In The Catcher in the Rye, explain and give specific examples (include quotations) of how Holden endures bitter trials/ conflict within himself and how they are blessings preparing him for the...
In The Catcher in the Rye, explain and give specific examples (include quotations) of how Holden endures bitter trials/ conflict within himself and how they are blessings preparing him for the world and his place in it.
The bitter conflict that Holden experiences within himself is the struggle between his anti-social self and his more outgoing tendencies, which sees him going to places he doesn't like and mixing with people he doesn't care for. We can say that this is just his internal adolescent struggle but it does seem particulary acute in Holden - although it might just be because he chooses to lay bare his most intimate thoughts.
The more withdrawn side to Holden is really the child that refuses to grow up; he does not evince any dangerous anti-social tendencies, but rather simply petulance. As he says of himself, while narrating his story:
I was sixteen then, and I'm seventeen now, and sometimes I act like I'm around thirteen. (chapter 2)
There are many instances which shows Holden's internal struggle. Almost at the very beginning he remarks:
If there's one thing I hate, it's the movies. Don't even mention them to me.(chapter 1).
Yet, throughout the book, he goes to the movies and talks about them at length. He detests pretentious nightclubs like the Lavender Room yet he goes there. He thinks Sally Hayes is 'a pain in the ass' but he makes a date with her 'because she was very good looking’ (chapter 15). He despises Carl Luce as an intellectual snob yet phones to meet him for a drink and a lengthy conversation.

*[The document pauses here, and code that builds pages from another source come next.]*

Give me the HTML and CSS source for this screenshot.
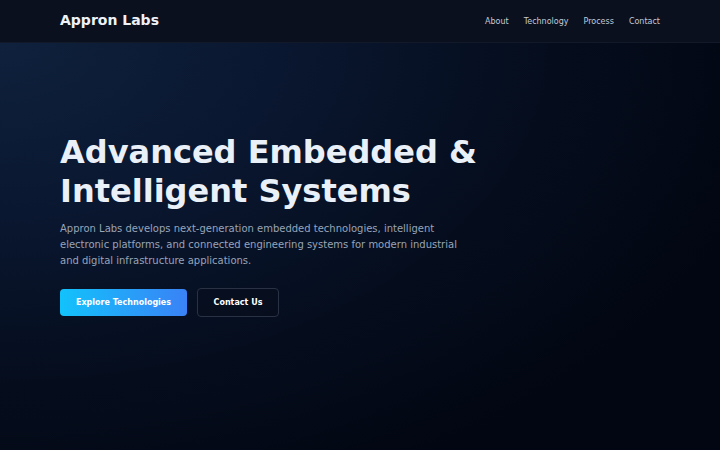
FILE: index.html
```html
<!DOCTYPE html>
<html lang="en">
<head>
<meta charset="utf-8">
<title>Appron Labs</title>
<link rel="stylesheet" href="styles.css">
</head>
<body>
<header class="site-header">
  <div class="header-inner">
    <div class="logo">Appron Labs</div>
    <nav class="nav">
      <a href="#">About</a>
      <a href="#">Technology</a>
      <a href="#">Process</a>
      <a href="#">Contact</a>
    </nav>
  </div>
</header>
<main class="hero">
  <div class="hero-inner">
    <h1 class="hero-title">Advanced Embedded &amp;<br>Intelligent Systems</h1>
    <p class="hero-text">Appron Labs develops next-generation embedded technologies, intelligent electronic platforms, and connected engineering systems for modern industrial and digital infrastructure applications.</p>
    <div class="actions">
      <a href="#" class="btn btn-primary">Explore Technologies</a>
      <a href="#" class="btn btn-outline">Contact Us</a>
    </div>
  </div>
</main>
</body>
</html>
```
FILE: styles.css
```css
* { box-sizing: border-box; }
html, body { margin: 0; padding: 0; }
body {
  font-family: "DejaVu Sans", sans-serif;
  background: #020617;
  color: #e2e8f0;
  width: 720px;
  height: 450px;
  overflow: hidden;
}
.site-header {
  height: 43px;
  background: #0a101e;
  border-bottom: 1px solid #121a2a;
}
.header-inner {
  height: 100%;
  padding: 0 60px;
  display: flex;
  align-items: center;
  justify-content: space-between;
}
.logo {
  font-weight: bold;
  font-size: 14px;
  color: #eef2f8;
  margin-top: -2px;
}
.nav { display: flex; gap: 15px; margin-top: 1px; }
.nav a {
  color: #c3cad6;
  font-size: 8px;
  text-decoration: none;
}
.hero {
  height: 407px;
  background: radial-gradient(ellipse 110% 120% at 0% 0%, #0f213d 0%, #0a1730 35%, #050d1d 70%, #020612 100%);
}
.hero-inner {
  padding: 90px 60px 0;
}
.hero-title {
  margin: 0;
  font-size: 32px;
  line-height: 39px;
  font-weight: bold;
  color: #eaf0f8;
}
.hero-text {
  margin: 10px 0 0;
  width: 410px;
  font-size: 10px;
  line-height: 16px;
  color: #98a4b8;
}
.actions {
  display: flex;
  gap: 10px;
  margin-top: 19px;
  align-items: center;
}
.btn {
  display: inline-flex;
  align-items: center;
  justify-content: center;
  font-size: 8px;
  font-weight: bold;
  text-decoration: none;
  color: #fff;
  border-radius: 4px;
}
.btn-primary {
  width: 127px;
  height: 27px;
  background: linear-gradient(90deg, #12c2fb, #3a82f6);
}
.btn-outline {
  width: 82px;
  height: 29px;
  border: 1px solid #283244;
  background: rgba(8, 14, 28, 0.6);
}
```
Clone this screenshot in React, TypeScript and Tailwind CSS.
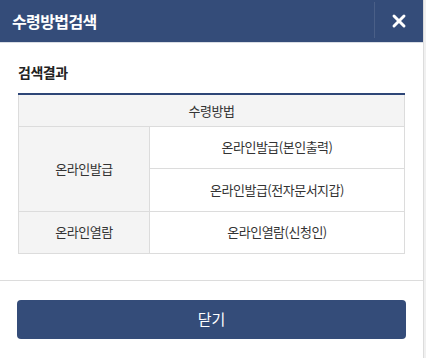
import { X } from "lucide-react";

const FONT = "font-['Noto_Sans_CJK_KR','Noto_Sans',sans-serif]";

export default function App() {
  return (
    <div className={`flex h-[358px] w-[426px] bg-white ${FONT}`}>
      <div className="flex w-[424px] flex-col border-r border-[#dcdcdc]">
        <header className="flex h-[43px] items-center border-b border-[#d9dde4] bg-[#344c79]">
          <h1 className="flex-1 pl-3 text-[16px] font-bold tracking-[-0.6px] text-white">
            수령방법검색
          </h1>
          <div className="h-[36px] w-px self-start mt-[2px] bg-[#4a5f87]" />
          <button type="button" className="flex h-full w-[48px] items-center justify-center text-white">
            <X className="h-[20px] w-[20px]" strokeWidth={3.5} />
          </button>
        </header>

        <section className="h-[238px] border-b border-[#dcdcdc] px-[18px] pt-[19px]">
          <h2 className="text-[14px] font-bold tracking-[-0.5px] text-[#222]">검색결과</h2>
          <table className="mt-[10px] w-[387px] border-collapse border-t-2 border-t-[#2e4677] text-[13px] tracking-[-0.5px] text-[#333]">
            <thead>
              <tr>
                <th colSpan={2} className="h-[32px] border border-t-0 border-[#dcdcdc] bg-[#f4f4f4] font-normal">
                  수령방법
                </th>
              </tr>
            </thead>
            <tbody>
              <tr>
                <td rowSpan={2} className="w-[131px] border border-[#dcdcdc] bg-[#f4f4f4] text-center">
                  온라인발급
                </td>
                <td className="h-[42px] border border-[#dcdcdc] text-center">온라인발급(본인출력)</td>
              </tr>
              <tr>
                <td className="h-[43px] border border-[#dcdcdc] text-center">온라인발급(전자문서지갑)</td>
              </tr>
              <tr>
                <td className="h-[42px] border border-[#dcdcdc] bg-[#f4f4f4] text-center">온라인열람</td>
                <td className="border border-[#dcdcdc] text-center">온라인열람(신청인)</td>
              </tr>
            </tbody>
          </table>
        </section>

        <div className="px-[17px] pt-[19px]">
          <button
            type="button"
            className="h-[39px] w-full rounded-[4px] bg-[#344c79] text-[15px] text-white"
          >
            닫기
          </button>
        </div>
      </div>
      <div className="w-[2px] bg-[#f0f0f0]" />
    </div>
  );
}
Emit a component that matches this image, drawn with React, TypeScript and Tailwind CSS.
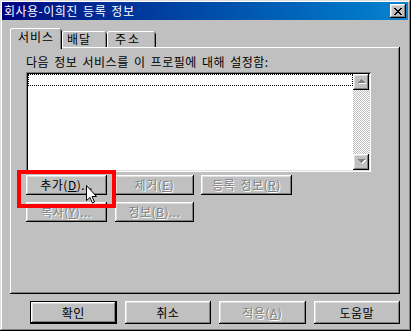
import React from 'react';

const raised = 'shadow-[inset_-1px_-1px_#000,inset_1px_1px_#fff,inset_-2px_-2px_#808080,inset_2px_2px_#dfdfdf]';
const dimText = 'text-[#808080] [text-shadow:1px_1px_0_#fff]';

function Btn({ children, className = '', disabled = false, isDefault = false }: { children: React.ReactNode; className?: string; disabled?: boolean; isDefault?: boolean }) {
  const frame = isDefault
    ? 'shadow-[inset_0_0_0_1px_#000,inset_-2px_-2px_#000,inset_2px_2px_#fff,inset_-3px_-3px_#808080,inset_3px_3px_#dfdfdf]'
    : raised;
  return (
    <div className={`flex items-center justify-center bg-[#c0c0c0] text-[12px] leading-[14px] ${frame} ${disabled ? dimText : 'text-black'} ${className}`}>
      {children}
    </div>
  );
}

// scrollbar arrow, greyed out (list is empty)
function Arrow({ down = false }: { down?: boolean }) {
  const rows = down ? [[5, 7], [6, 5], [7, 3], [8, 1]] : [[5, 1], [6, 3], [7, 5], [8, 7]];
  return (
    <svg width="16" height="16" viewBox="0 0 16 16" shapeRendering="crispEdges">
      {rows.map(([y, w]) => (
        <rect key={'s' + y} x={8 - (w - 1) / 2 - 0.5 + 1} y={y + 1} width={w} height={1} fill="#fff" />
      ))}
      {rows.map(([y, w]) => (
        <rect key={'g' + y} x={8 - (w - 1) / 2 - 0.5} y={y} width={w} height={1} fill="#808080" />
      ))}
    </svg>
  );
}

function CloseGlyph() {
  const px = [
    [0, 0], [1, 0], [6, 0], [7, 0],
    [1, 1], [2, 1], [5, 1], [6, 1],
    [2, 2], [3, 2], [4, 2], [5, 2],
    [3, 3], [4, 3],
    [2, 4], [3, 4], [4, 4], [5, 4],
    [1, 5], [2, 5], [5, 5], [6, 5],
    [0, 6], [1, 6], [6, 6], [7, 6],
  ];
  return (
    <svg width="8" height="7" viewBox="0 0 8 7" shapeRendering="crispEdges">
      {px.map(([x, y]) => <rect key={`${x}-${y}`} x={x} y={y} width={1} height={1} fill="#000" />)}
    </svg>
  );
}

export default function App() {
  return (
    <div className="relative w-[411px] h-[331px] flex flex-col bg-[#c0c0c0] pl-[2px] pt-[2px] pr-[3px] pb-[3px] shadow-[inset_-1px_-1px_#000,inset_1px_1px_#dfdfdf,inset_-2px_-2px_#808080,inset_2px_2px_#fff] font-['Noto_Sans_CJK_KR','Noto_Sans',sans-serif] tracking-[0.5px] [word-spacing:2px] select-none">
      {/* title bar */}
      <div className="h-[18px] flex items-center justify-between bg-linear-to-r from-[#000080] to-[#1084d0] pl-[2px]">
        <span className="text-white text-[12px] leading-none">회사용-이희진 등록 정보</span>
        <div className={`w-[16px] h-[14px] mr-[2px] flex items-center justify-center bg-[#c0c0c0] ${raised}`}>
          <CloseGlyph />
        </div>
      </div>

      <div className="flex-1 flex flex-col px-[8px]">
        {/* tabs */}
        <div className="mt-[8px] h-[19px] flex items-end">
          <div className="relative z-10 w-[52px] h-[21px] -mb-[2px] bg-[#c0c0c0] pl-[8px] pt-[2px] text-[12px] leading-[14px] tracking-[1px] rounded-t-[3px] shadow-[inset_1px_0_#fff,inset_0_1px_#fff,inset_-1px_0_#000,inset_-2px_0_#808080]">
            서비스
          </div>
          <div className="w-[45px] h-[16px] pl-[5px] pt-[1px] text-[12px] leading-[14px] tracking-[1px] rounded-t-[3px] shadow-[inset_1px_0_#fff,inset_0_1px_#fff,inset_-1px_0_#000,inset_-2px_0_#808080]">
            배달
          </div>
          <div className="w-[49px] h-[16px] pl-[8px] pt-[1px] text-[12px] leading-[14px] tracking-[2px] rounded-t-[3px] shadow-[inset_1px_0_#fff,inset_0_1px_#fff,inset_-1px_0_#000,inset_-2px_0_#808080]">
            주소
          </div>
        </div>

        {/* tab page */}
        <div className="h-[247px] flex flex-col pt-[8px] pl-[16px] shadow-[inset_-1px_-1px_#000,inset_1px_1px_#fff,inset_-2px_-2px_#808080]">
          <div className="text-[12px] leading-[14px] text-black">다음 정보 서비스를 이 프로필에 대해 설정함:</div>

          <div className="mt-[3px] w-[345px] h-[100px] flex bg-white p-[2px] shadow-[inset_1px_1px_#808080,inset_-1px_-1px_#fff,inset_2px_2px_#000,inset_-2px_-2px_#dfdfdf]">
            <div className="flex-1">
              <div className="h-[12px] border border-dotted border-black" />
            </div>
            <div className="w-[16px] flex flex-col">
              <div className={`h-[16px] bg-[#c0c0c0] ${raised}`}><Arrow /></div>
              <div className="flex-1 bg-[image:repeating-conic-gradient(#c0c0c0_0_25%,#fff_0_50%)] bg-[length:2px_2px]" />
              <div className={`h-[16px] bg-[#c0c0c0] ${raised}`}><Arrow down /></div>
            </div>
          </div>

          <div className="mt-[3px] flex">
            <Btn className="w-[81px] h-[20px]">추가(<u>D</u>)...</Btn>
            <Btn disabled className="ml-[8px] w-[79px] h-[20px]">제거(<u>E</u>)</Btn>
            <Btn disabled className="ml-[7px] w-[91px] h-[20px]">등록 정보(<u>R</u>)</Btn>
          </div>
          <div className="mt-[7px] flex">
            <Btn disabled className="w-[81px] h-[20px]">복사(<u>Y</u>)...</Btn>
            <Btn disabled className="ml-[8px] w-[79px] h-[20px]">정보(<u>B</u>)...</Btn>
          </div>
        </div>

        {/* dialog buttons */}
        <div className="mt-[7px] ml-[20px] flex gap-[8px]">
          <Btn isDefault className="w-[87px] h-[23px]">확인</Btn>
          <Btn className="w-[87px] h-[23px]">취소</Btn>
          <Btn disabled className="w-[87px] h-[23px]">적용(<u>A</u>)</Btn>
          <Btn className="w-[87px] h-[23px]">도움말</Btn>
        </div>
      </div>

      {/* annotation + mouse pointer */}
      <div className="absolute left-[17px] top-[170px] w-[99px] h-[38px] border-4 border-[#ff0000] pointer-events-none" />
      <svg className="absolute left-[86px] top-[185px]" width="12" height="19" viewBox="0 0 12 19">
        <path d="M0.5 0.5V15.5L4 12.5L6.5 18L8.5 17L6 11.5H10.5Z" fill="#fff" stroke="#000" strokeWidth="1" />
      </svg>
    </div>
  );
}
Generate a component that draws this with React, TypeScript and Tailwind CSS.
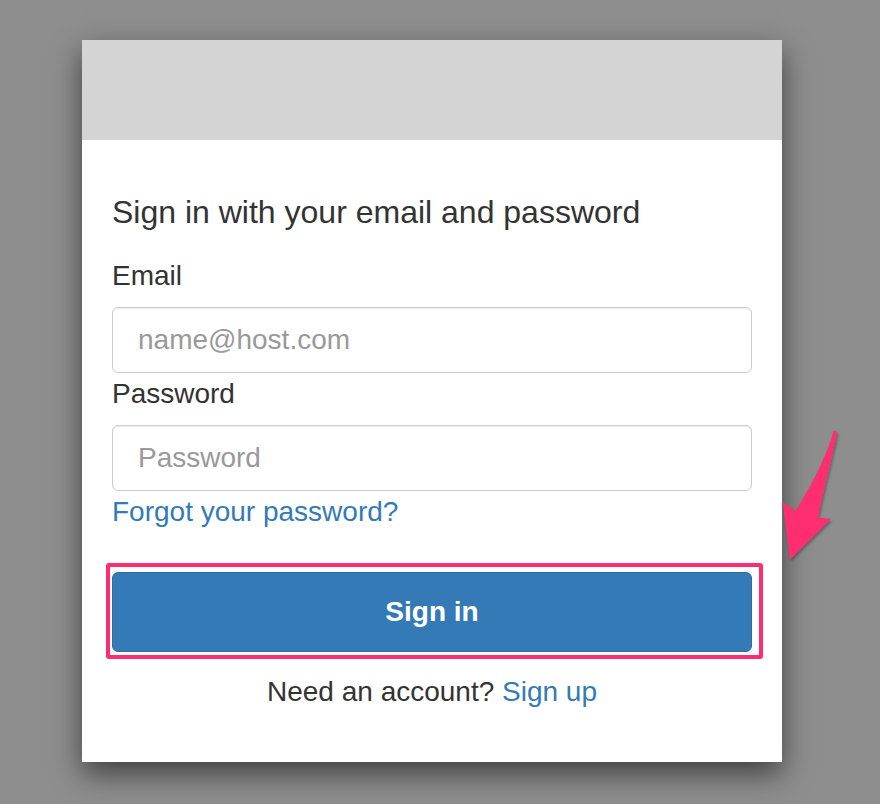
import React from "react";

export default function App() {
  const font = { fontFamily: '"Liberation Sans", Arial, Helvetica, sans-serif' };
  return (
    <div className="w-[880px] h-[804px] bg-[#8e8e8e] overflow-hidden relative" style={font}>
      <div className="pt-[40px] pl-[82px]">
        <div className="relative w-[700px] bg-white shadow-[0_12px_28px_rgba(0,0,0,0.55)]">
          <div className="h-[100px] bg-[#d4d4d4]" />
          <div className="px-[30px] pt-[52px] pb-[52px] flex flex-col">
            <h1 className="text-[32px] leading-[40px] text-[#333333] font-normal">
              Sign in with your email and password
            </h1>
            <label className="mt-[26px] text-[28px] leading-[36px] text-[#333333]">Email</label>
            <input
              className="mt-[13px] h-[66px] w-full rounded-[6px] border border-[#cccccc] px-[25px] text-[28px] text-[#555] placeholder:text-[#999999] shadow-[inset_0_1px_1px_rgba(0,0,0,0.075)] outline-none"
              placeholder="name@host.com"
            />
            <label className="mt-[3px] text-[28px] leading-[36px] text-[#333333]">Password</label>
            <input
              className="mt-[13px] h-[66px] w-full rounded-[6px] border border-[#cccccc] px-[25px] text-[28px] text-[#555] placeholder:text-[#999999] shadow-[inset_0_1px_1px_rgba(0,0,0,0.075)] outline-none"
              placeholder="Password"
              type="password"
            />
            <a className="mt-[3px] text-[28px] leading-[36px] text-[#337ab7] self-start">Forgot your password?</a>
            <button className="mt-[42px] h-[80px] w-full rounded-[6px] border border-[#2e6da4] bg-[#337ab7] text-white text-[28px] font-bold">
              Sign in
            </button>
            <p className="mt-[22px] text-[28px] leading-[36px] text-[#333333] text-center">
              Need an account? <a className="text-[#337ab7]">Sign up</a>
            </p>
          </div>
          <div className="absolute left-[24px] top-[523px] w-[657px] h-[96px] border-[4px] border-[#ff2d6f] rounded-[3px]" />
        </div>
      </div>
      <svg
        className="absolute left-[770px] top-[420px]"
        width="80"
        height="150"
        viewBox="0 0 80 150"
      >
        <defs>
          <filter id="sh" x="-20%" y="-20%" width="140%" height="140%">
            <feDropShadow dx="1" dy="2" stdDeviation="1.5" floodColor="#000" floodOpacity="0.35" />
          </filter>
        </defs>
        <path
          d="M63.5 11 C58 32, 46 58, 25.5 91 L12.5 82 L20 139.5 L61 99 L48 97.5 C53 72, 61 42, 67 14 Q67 9, 63.5 11 Z"
          fill="#ff2d6f"
          filter="url(#sh)"
        />
      </svg>
    </div>
  );
}
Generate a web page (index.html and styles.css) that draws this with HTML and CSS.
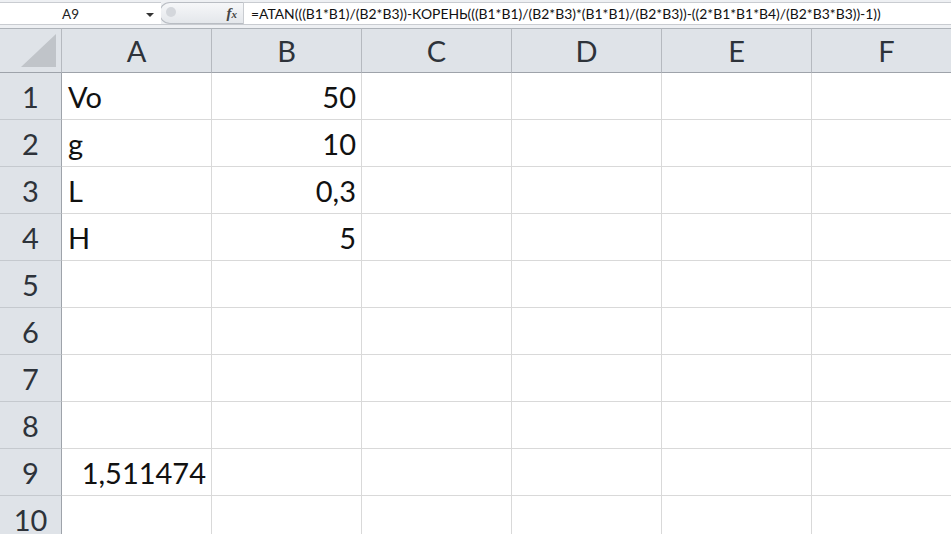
FILE: index.html
```html
<!DOCTYPE html>
<html>
<head>
<meta charset="utf-8">
<link rel="stylesheet" href="styles.css">
</head>
<body>
<div class="app">
  <div class="fbar">
    <div class="namebox"><span class="ref">A9</span><span class="arrow"></span></div>
    <div class="pill"><span class="knob"></span><span class="fx"><i>f</i><span class="fxx">x</span></span></div>
    <div class="formula">=ATAN(((B1*B1)/(B2*B3))-КОРЕНЬ(((B1*B1)/(B2*B3)*(B1*B1)/(B2*B3))-((2*B1*B1*B4)/(B2*B3*B3))-1))</div>
  </div>
  <div class="band"></div>
  <div class="sheet">
    <div class="hd corner"><svg class="tri" width="36" height="34" viewBox="0 0 36 34"><polygon points="0,33 35,33 35,0" fill="#c0c4c9"/></svg></div>
    <div class="hd col">A</div>
    <div class="hd col">B</div>
    <div class="hd col">C</div>
    <div class="hd col">D</div>
    <div class="hd col">E</div>
    <div class="hd col">F</div>

    <div class="rh">1</div><div class="c l">Vo</div><div class="c r">50</div><div class="c"></div><div class="c"></div><div class="c"></div><div class="c"></div>
    <div class="rh">2</div><div class="c l">g</div><div class="c r">10</div><div class="c"></div><div class="c"></div><div class="c"></div><div class="c"></div>
    <div class="rh">3</div><div class="c l">L</div><div class="c r">0,3</div><div class="c"></div><div class="c"></div><div class="c"></div><div class="c"></div>
    <div class="rh">4</div><div class="c l">H</div><div class="c r">5</div><div class="c"></div><div class="c"></div><div class="c"></div><div class="c"></div>
    <div class="rh">5</div><div class="c"></div><div class="c"></div><div class="c"></div><div class="c"></div><div class="c"></div><div class="c"></div>
    <div class="rh">6</div><div class="c"></div><div class="c"></div><div class="c"></div><div class="c"></div><div class="c"></div><div class="c"></div>
    <div class="rh">7</div><div class="c"></div><div class="c"></div><div class="c"></div><div class="c"></div><div class="c"></div><div class="c"></div>
    <div class="rh">8</div><div class="c"></div><div class="c"></div><div class="c"></div><div class="c"></div><div class="c"></div><div class="c"></div>
    <div class="rh">9</div><div class="c r">1,511474</div><div class="c"></div><div class="c"></div><div class="c"></div><div class="c"></div><div class="c"></div>
    <div class="rh">10</div><div class="c"></div><div class="c"></div><div class="c"></div><div class="c"></div><div class="c"></div><div class="c"></div>
  </div>
</div>
</body>
</html>
```
FILE: styles.css
```css
html, body {
  margin: 0;
  padding: 0;
  background: #fff;
}
.app {
  width: 951px;
  height: 534px;
  overflow: hidden;
  font-family: Lato, "Open Sans", "Liberation Sans", sans-serif;
  color: #111;
}
.fbar {
  height: 25px;
  display: flex;
  align-items: stretch;
  background: #eef0f3;
  padding-top: 2px;
  box-sizing: border-box;
  border-bottom: 1px solid #c9ccd1;
}
.namebox {
  width: 161px;
  background: #fff;
  border-top: 1px solid #c9ccd1;
  display: flex;
  align-items: center;
  position: relative;
  font-size: 13.5px;
  color: #222;
}
.ref {
  margin-left: 62px;
}
.arrow {
  position: absolute;
  left: 146px;
  top: 10px;
  width: 0;
  height: 0;
  border-left: 4px solid transparent;
  border-right: 4px solid transparent;
  border-top: 4px solid #333;
}
.pill {
  width: 84px;
  margin-left: -2px;
  border: 1px solid #b9bdc3;
  border-right: none;
  border-radius: 11px 0 0 11px;
  background: linear-gradient(#f6f7f9, #e4e7eb);
  display: flex;
  align-items: center;
  justify-content: space-between;
  padding: 0 6px 0 6px;
  box-sizing: border-box;
}
.knob {
  width: 10px;
  height: 10px;
  border-radius: 50%;
  background: #d4d7dc;
  margin-bottom: 3px;
}
.fx {
  font-family: "Liberation Serif", serif;
  font-size: 15px;
  font-weight: bold;
  color: #444;
}
.fx i {
  font-style: italic;
}
.fxx {
  font-size: 11px;
  font-style: italic;
}
.formula {
  flex: 1;
  background: #fff;
  border-top: 1px solid #c9ccd1;
  border-left: 1px solid #c9ccd1;
  font-size: 13.9px;
  color: #111;
  padding-left: 7px;
  display: flex;
  align-items: center;
  white-space: nowrap;
  overflow: hidden;
}
.band {
  height: 3px;
  background: #eef0f3;
}
.sheet {
  display: grid;
  grid-template-columns: 62px repeat(6, 150px);
  grid-template-rows: 45px repeat(10, 47px);
}
.hd {
  background: #dfe3e8;
  border-top: 1px solid #aeb3b9;
  border-bottom: 1px solid #9ea3aa;
  border-right: 1px solid #b5b9bf;
  box-sizing: border-box;
  font-size: 29px;
  color: #2e333a;
  display: flex;
  align-items: center;
  justify-content: center;
}
.corner {
  align-items: flex-end;
  justify-content: flex-end;
  padding: 0 4px 4px 0;
}
.tri {
  display: block;
}
.rh {
  background: #dfe3e8;
  border-right: 1px solid #9ea3aa;
  border-bottom: 1px solid #c5c9ce;
  box-sizing: border-box;
  font-size: 29px;
  color: #2e333a;
  display: flex;
  align-items: center;
  justify-content: center;
}
.c {
  border-right: 1px solid #d9d9d9;
  border-bottom: 1px solid #d9d9d9;
  box-sizing: border-box;
  font-size: 29px;
  color: #111;
  display: flex;
  align-items: center;
  padding: 0 5px 0 6px;
}
.c.r {
  justify-content: flex-end;
}
.c.l {
  justify-content: flex-start;
}
```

Holden acts as though he does things he claims to detest because he has nothing better to do. Maybe, though, this contradictory streak in him is really his realisation that doing things one would rather not do is part and parcel of the business of life, and that most adults learn to cope with it, to some extent at least. Holden hardly seems able to cope with it yet, but maybe he is slowly growing into it.
Another thing Holden gradually seems to realise is that he probably doesn't hate other people as much as he thinks he does. He admits as much to Mr Antolini, saying that he actually hates people like his schoolmates Stradlater and Robert Ackley ‘only for a little while’ (chapter 24) and that he starts missing them if he doesn't see them for a few days. So it seems that he really feels that many other people are not so awful after all, although he has trouble curbing his immature reactions to them. In other words, in spite of himself, he is beginning, however painfully, to grow up.
The deep conflict that Holden experiences within himself, between his regressive tendencies and his more social side, will probably never quite go away. However it prepares him for the future in the sense that he will take his place in adult society, while never quite losing his awareness of the more superficial and phony aspects of world around him which, though regrettable, are part of the fabric of social life.